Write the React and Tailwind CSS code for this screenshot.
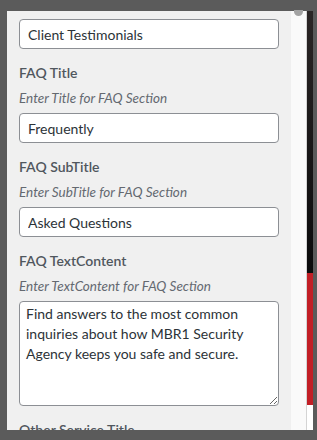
import React from "react";

const fields = [
  { label: "FAQ Title", hint: "Enter Title for FAQ Section", value: "Frequently" },
  { label: "FAQ SubTitle", hint: "Enter SubTitle for FAQ Section", value: "Asked Questions" },
];

const Field = ({ label, hint, children }) => (
  <div className="flex flex-col">
    <div className="mt-[14px] text-[14px] leading-[20px] font-semibold text-[#50575e]">{label}</div>
    <div className="mt-[6px] text-[13.5px] leading-[18px] italic text-[#646970]">{hint}</div>
    <div className="mt-[6px]">{children}</div>
  </div>
);

const inputCls =
  "block w-full h-[30px] rounded-[4px] border border-[#8c8f94] bg-white px-[8px] text-[14px] text-[#2c3338] outline-none";

export default function App() {
  return (
    <div
      className="flex w-[317px] h-[440px] overflow-hidden bg-[#5b5b5b] pt-[11px] pl-[7px] pr-[4px] pb-[10px]"
      style={{ fontFamily: 'Lato, "Open Sans", sans-serif' }}
    >
      {/* Settings panel */}
      <div className="w-[284px] h-full overflow-hidden bg-[#f0f0f0] px-[12px] pt-[8px]">
        <input className={inputCls} defaultValue="Client Testimonials" />

        {fields.map((f) => (
          <Field key={f.label} label={f.label} hint={f.hint}>
            <input className={inputCls} defaultValue={f.value} />
          </Field>
        ))}

        <Field label="FAQ TextContent" hint="Enter TextContent for FAQ Section">
          <textarea
            className="block w-full h-[105px] rounded-[4px] border border-[#8c8f94] bg-white px-[6px] py-[2px] text-[14px] leading-[20px] text-[#2c3338] outline-none"
            defaultValue="Find answers to the most common inquiries about how MBR1 Security Agency keeps you safe and secure."
          />
        </Field>

        <div className="mt-[14px] text-[14px] leading-[20px] font-semibold text-[#50575e]">Other Service Title</div>
      </div>

      {/* Scrollbar track */}
      <div className="w-[15px] h-full bg-[#fafafa] flex justify-center">
        <div className="w-[9px] h-[6px] -mt-[1px] rounded-b-full bg-[#a3a3a3]" />
      </div>
      <div className="w-px h-full bg-[#d4d4d4]" />

      {/* Page behind */}
      <div className="w-[6px] h-full flex flex-col">
        <div className="h-[262px] bg-gradient-to-b from-[#2b2626] to-[#0b0b0c]" />
        <div className="h-[132px] bg-[#c21f26]" />
        <div className="flex-1 bg-white" />
      </div>
    </div>
  );
}
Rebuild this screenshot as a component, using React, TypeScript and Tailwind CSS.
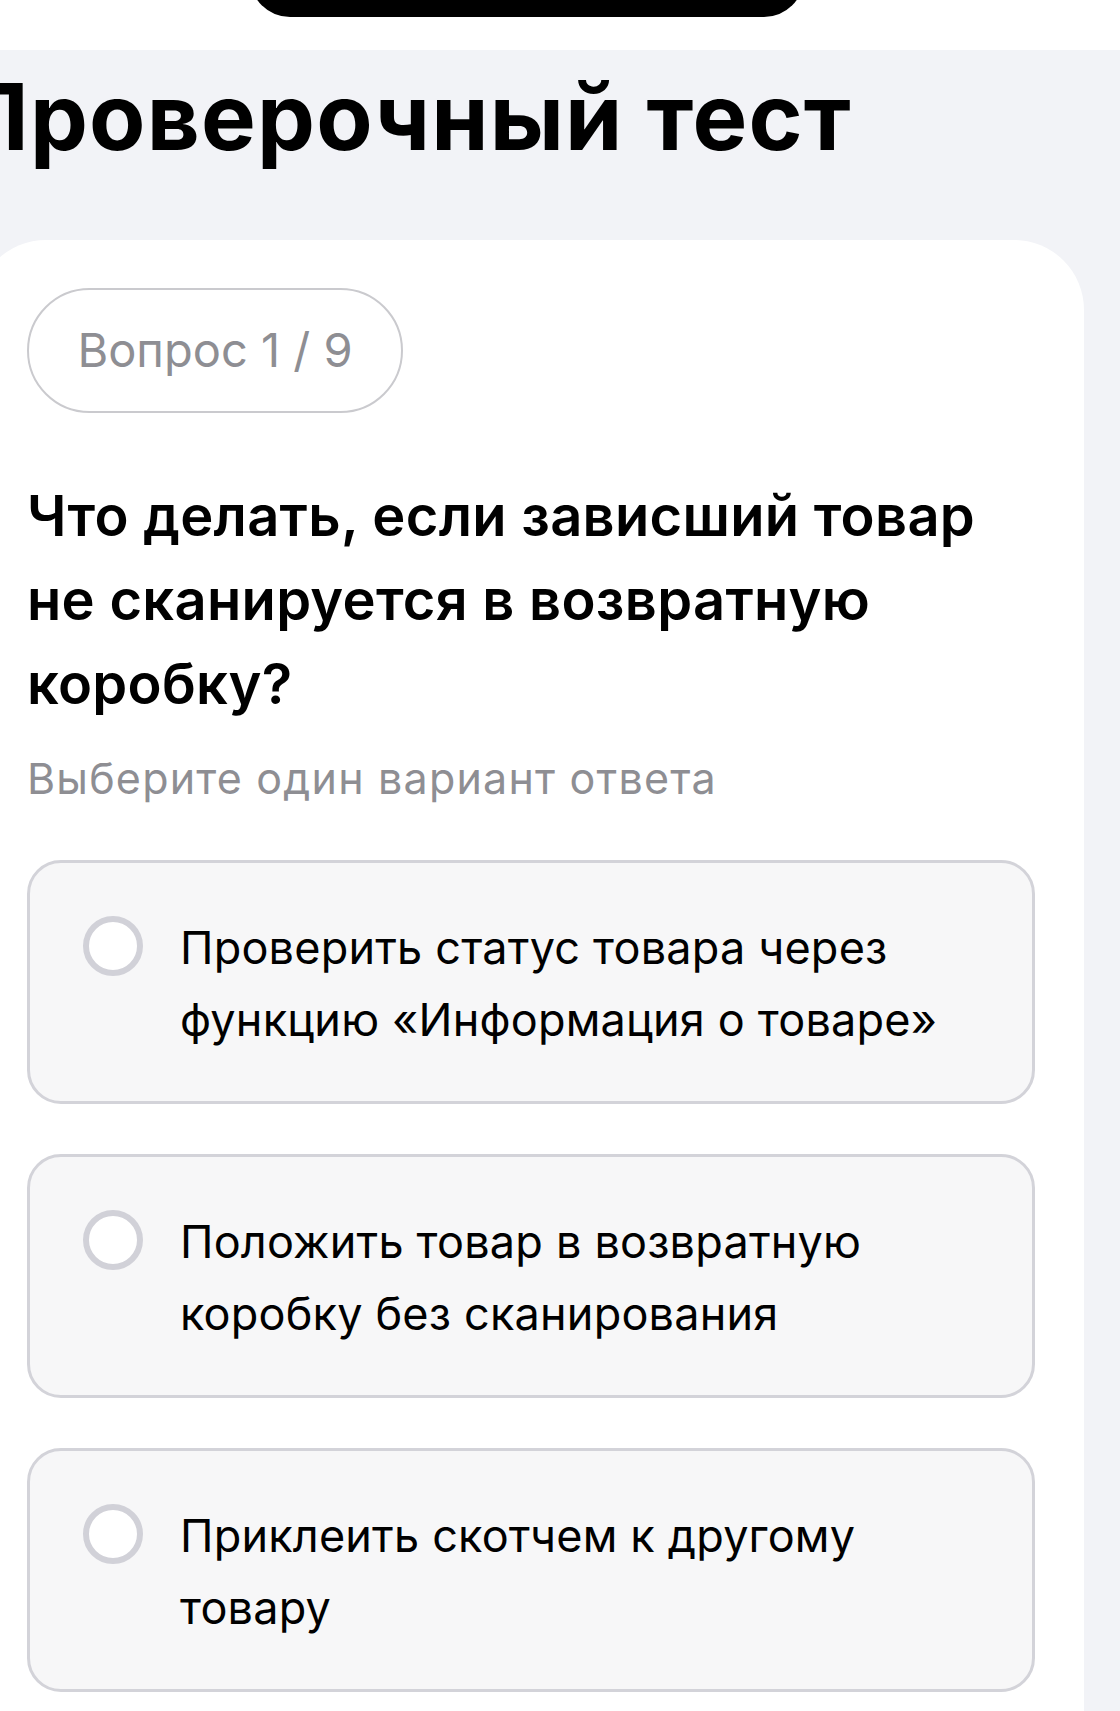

What is expected: Gather each line from the entries above that includes the word "Tailwind".

Result below:
Write the React and Tailwind CSS code for this screenshot.
Rebuild this screenshot as a component, using React, TypeScript and Tailwind CSS.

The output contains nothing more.